As for the group's dinner chant: "Blessed is the goddess of all worlds that has made me a woman."

The film begins, not unlike the Clint Eastwood classic, with a wounded soldier, Volker (Til Schindler), being come upon by the somber Isolde (Kita Updike) and the horny Hilda (Olivia Kundisch). This is after he's been running through the woods, chased by dogs, for quite a while, stopping only to pee on several trees. Collapsing, Volker asks for shelter. Hilda, who has an unrequited crush on Isolde, knows it’s against the rules to bring a male home. Isolde, who loves her back only as a "comrade," convinces her pal to help hide this stranger in the FLA's basement. They do so, knowing if discovered their punishment will be relentless and possibly fatal. Oh, no!
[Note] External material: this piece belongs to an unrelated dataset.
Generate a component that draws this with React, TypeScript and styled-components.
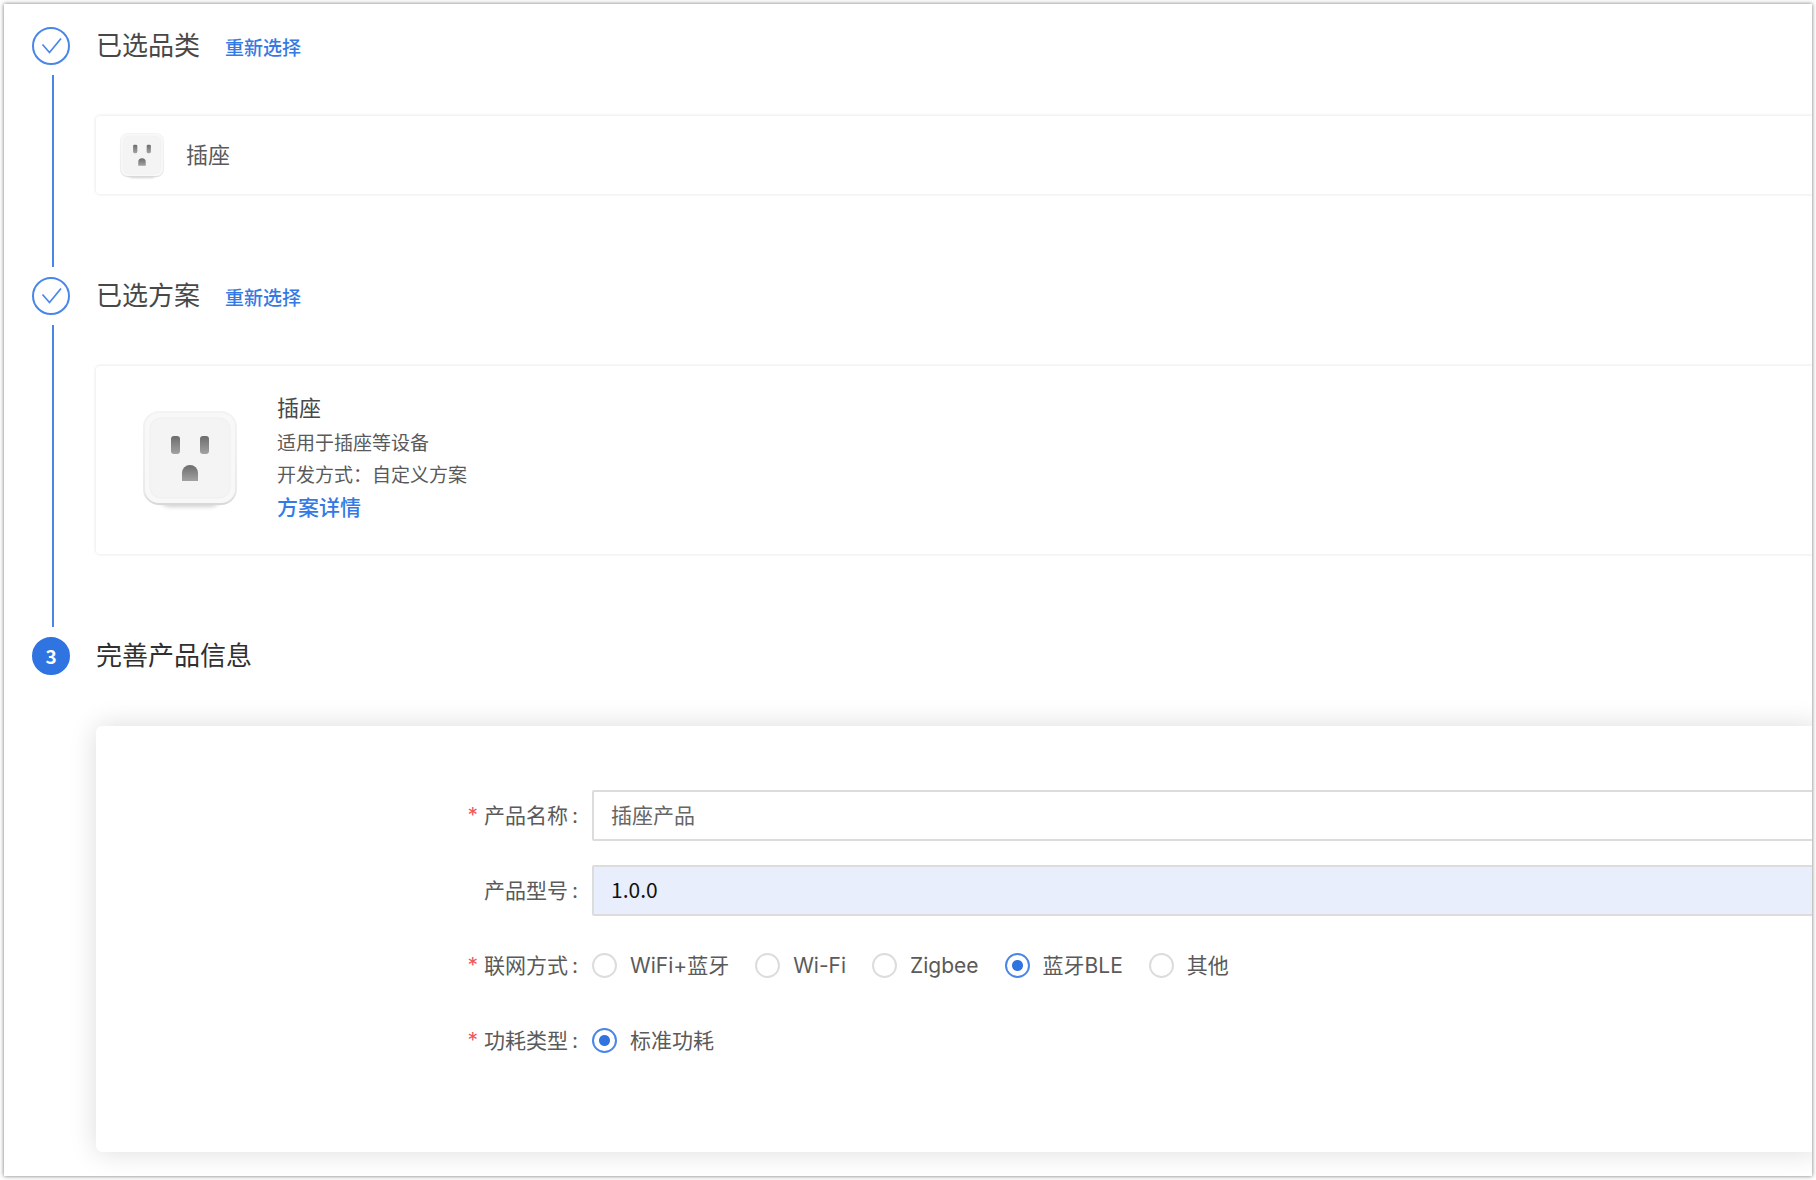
import React, { useState } from "react";
import styled, { createGlobalStyle, css } from "styled-components";

const blue = "#2f74e0";
const linkBlue = "#3579e4";
const lineBlue = "#4a86e8";
const cjkFont = `"Noto Sans CJK SC", "Noto Sans", sans-serif`;

const GlobalStyle = createGlobalStyle`
  *, *::before, *::after { box-sizing: border-box; }
  body {
    margin: 0;
    background: #fdfdfd;
    color: #5a5a5a;
    font-family: Inter, "Noto Sans CJK SC", sans-serif;
    font-size: 21px;
    line-height: 32px;
  }
`;

const Frame = styled.main`
  margin: 4px;
  padding: 22px 0 24px 28px;
  overflow: hidden;
  background: #fff;
  box-shadow: 0 0 4px rgba(0, 0, 0, 0.55);
`;

const StepRow = styled.section`
  display: grid;
  grid-template-columns: 38px minmax(0, 1fr);
  column-gap: 26px;
`;

const Rail = styled.div`
  display: flex;
  flex-direction: column;
`;

const Marker = styled.span<{ $active?: boolean }>`
  display: flex;
  flex: none;
  align-items: center;
  justify-content: center;
  width: 38px;
  height: 38px;
  margin: 1px 0;
  border: 2px solid ${(p) => (p.$active ? blue : lineBlue)};
  border-radius: 50%;
  background: ${(p) => (p.$active ? blue : "#fff")};
  color: #fff;
  font-family: ${cjkFont};
  font-size: 19px;
  font-weight: 700;
`;

const Line = styled.span`
  flex: 1;
  width: 2px;
  margin: 9px 0 9px 20px;
  background: ${lineBlue};
`;

const Body = styled.div<{ $last?: boolean }>`
  padding-bottom: ${(p) => (p.$last ? 0 : 82)}px;
`;

const Header = styled.header`
  display: flex;
  align-items: baseline;
  gap: 25px;
  height: 40px;
  margin-bottom: 50px;
  font-family: ${cjkFont};
`;

const Title = styled.h2<{ $active?: boolean }>`
  margin: 0;
  color: ${(p) => (p.$active ? "#303030" : "#484848")};
  font-size: 26px;
  font-weight: 400;
  line-height: 36px;
`;

const Link = styled.a<{ $large?: boolean }>`
  color: ${linkBlue};
  font-size: ${(p) => (p.$large ? 21 : 19)}px;
  font-weight: 500;
  text-decoration: none;
`;

const surface = css`
  margin-right: -8px;
  border-radius: 4px;
  background: #fff;
`;

const Card = styled.div<{ $large?: boolean }>`
  ${surface}
  display: flex;
  align-items: center;
  gap: ${(p) => (p.$large ? 40 : 22)}px;
  padding: ${(p) => (p.$large ? "26px 47px 30px" : "16px 24px")};
  min-height: 78px;
  box-shadow: 0 0 3px 1px rgba(0, 0, 0, 0.08);
`;

const CardName = styled.span`
  font-size: 22px;
`;

const Details = styled.div`
  display: flex;
  flex-direction: column;
  align-items: flex-start;
  font-size: 19px;
`;

const DetailsTitle = styled.h3`
  margin: 0 0 4px;
  color: #484848;
  font-size: 22px;
  font-weight: 400;
`;

const DetailsLine = styled.p`
  margin: 0;
`;

const Panel = styled.form`
  ${surface}
  display: flex;
  flex-direction: column;
  gap: 24px;
  padding: 64px 0 86px;
  border-radius: 6px;
  box-shadow: 0 0 28px rgba(0, 0, 0, 0.14);
`;

const Field = styled.div`
  display: flex;
  align-items: center;
  height: 51px;
`;

const FieldLabel = styled.label<{ $required?: boolean }>`
  flex: none;
  width: 496px;
  padding-right: 14px;
  text-align: right;

  &::before {
    content: "${(p) => (p.$required ? "*" : "")}";
    margin-right: 6px;
    color: #f0585c;
  }

  &::after {
    content: ":";
    margin-left: 4px;
  }
`;

const TextInput = styled.input<{ $filled?: boolean }>`
  flex: 1;
  min-width: 0;
  height: 51px;
  padding: 0 17px 4px;
  border: 2px solid #dcdcdc;
  border-radius: 2px;
  outline: none;
  background: ${(p) => (p.$filled ? "#e8eefc" : "#fff")};
  color: ${(p) => (p.$filled ? "#111" : "#666")};
  font-family: ${cjkFont};
  font-size: 21px;
`;

const Options = styled.div`
  display: flex;
  align-items: center;
  gap: 26px;
`;

const Option = styled.label`
  display: flex;
  align-items: center;
  gap: 13px;
`;

const Radio = styled.input`
  appearance: none;
  width: 25px;
  height: 25px;
  margin: 0;
  border: 2px solid #dcdcdc;
  border-radius: 50%;
  background: #fff;

  &:checked {
    border-color: ${lineBlue};
    background: radial-gradient(circle, ${blue} 5px, #fff 6px);
  }
`;

const Check = () => (
  <svg width="34" height="34" viewBox="0 0 34 34" fill="none" aria-hidden="true">
    <path d="M8.5 15.5L15.5 23.5L27 9.5" stroke={lineBlue} strokeWidth="1.7" />
  </svg>
);

/* Wall socket: rounded plate, two blade slots and the earth pin. */
const Socket = ({ size, id }: { size: number; id: string }) => (
  <svg width={size} height={size} viewBox="0 0 94 94" overflow="visible" aria-hidden="true">
    <defs>
      <linearGradient id={`${id}-hole`} x1="0" y1="0" x2="0" y2="1">
        <stop offset="0" stopColor="#6c6c6c" />
        <stop offset="1" stopColor="#a2a2a2" />
      </linearGradient>
      <linearGradient id={`${id}-edge`} x1="0" y1="0" x2="0" y2="1">
        <stop offset="0" stopColor="#f3f3f3" />
        <stop offset="0.85" stopColor="#ebebeb" />
        <stop offset="1" stopColor="#d8d8d8" />
      </linearGradient>
      <filter id={`${id}-blur`} x="-20%" y="-20%" width="140%" height="150%">
        <feGaussianBlur stdDeviation="2" />
      </filter>
    </defs>
    <rect x="12" y="22" width="70" height="74" rx="16" fill="#000" opacity="0.18" filter={`url(#${id}-blur)`} />
    <rect x="1" y="1" width="92" height="92" rx="15" fill="#f8f8f8" stroke={`url(#${id}-edge)`} strokeWidth="2" />
    <rect x="7" y="7" width="80" height="80" rx="11" fill="#f4f4f4" stroke="#efefef" />
    <rect x="28" y="25" width="9" height="18" rx="3" fill={`url(#${id}-hole)`} />
    <rect x="57" y="25" width="9" height="18" rx="3" fill={`url(#${id}-hole)`} />
    <path d="M39 70V62a8 8 0 0 1 16 0V70Z" fill={`url(#${id}-hole)`} />
  </svg>
);

type StepProps = {
  title: string;
  number?: number;
  children: React.ReactNode;
};

const Step = ({ title, number, children }: StepProps) => {
  const active = number !== undefined;
  return (
    <StepRow>
      <Rail>
        <Marker $active={active}>{active ? number : <Check />}</Marker>
        {!active && <Line />}
      </Rail>
      <Body $last={active}>
        <Header>
          <Title $active={active}>{title}</Title>
          {!active && <Link href="#">重新选择</Link>}
        </Header>
        {children}
      </Body>
    </StepRow>
  );
};

type RadioFieldProps = {
  label: string;
  name: string;
  options: string[];
  value: string;
  onChange: (value: string) => void;
};

const RadioField = ({ label, name, options, value, onChange }: RadioFieldProps) => (
  <Field role="radiogroup" aria-labelledby={`${name}-label`}>
    <FieldLabel as="span" id={`${name}-label`} $required>
      {label}
    </FieldLabel>
    <Options>
      {options.map((option) => (
        <Option key={option}>
          <Radio type="radio" name={name} checked={value === option} onChange={() => onChange(option)} />
          {option}
        </Option>
      ))}
    </Options>
  </Field>
);

export default function App() {
  const [network, setNetwork] = useState("蓝牙BLE");
  const [power, setPower] = useState("标准功耗");

  return (
    <>
      <GlobalStyle />
      <Frame>
        <Step title="已选品类">
          <Card>
            <Socket size={44} id="small" />
            <CardName>插座</CardName>
          </Card>
        </Step>
        <Step title="已选方案">
          <Card $large>
            <Socket size={94} id="large" />
            <Details>
              <DetailsTitle>插座</DetailsTitle>
              <DetailsLine>适用于插座等设备</DetailsLine>
              <DetailsLine>开发方式：自定义方案</DetailsLine>
              <Link href="#" $large>
                方案详情
              </Link>
            </Details>
          </Card>
        </Step>
        <Step title="完善产品信息" number={3}>
          <Panel>
            <Field>
              <FieldLabel htmlFor="name" $required>
                产品名称
              </FieldLabel>
              <TextInput id="name" defaultValue="插座产品" />
            </Field>
            <Field>
              <FieldLabel htmlFor="model">产品型号</FieldLabel>
              <TextInput id="model" defaultValue="1.0.0" $filled />
            </Field>
            <RadioField
              label="联网方式"
              name="network"
              options={["WiFi+蓝牙", "Wi-Fi", "Zigbee", "蓝牙BLE", "其他"]}
              value={network}
              onChange={setNetwork}
            />
            <RadioField label="功耗类型" name="power" options={["标准功耗"]} value={power} onChange={setPower} />
          </Panel>
        </Step>
      </Frame>
    </>
  );
}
Meanwhile, upstairs, several ladyfolk are viewing extremely explicit gay male porn in order to master cinematic techniques for their forthcoming Pornutopia -- A World without Men, a lesbian sex extravaganza that will radicalize all women who watch it, causing them to eventually overthrow the male patriarchal society.

Before the girls get that far, there will be orgies with numerous hardboiled eggs and one strawberry, a castration, a pillow fight, loads of gender fluidity, jitterbugging, and a pummeling with a sock filled with apples. The affable acting for the most part, with several exceptions, is apropos of what you’d expect from an Ed Wood offering such as Glen or Glenda. Some of the sets, though, are visually startling, and the makeup is inspirational. But more important is the film’s message that Sister Dagmar so succinctly voices: "A woman is a fever that never subsides." Or does Big Mother have the last word: “No one fucks with a nun!” Now who would argue with that?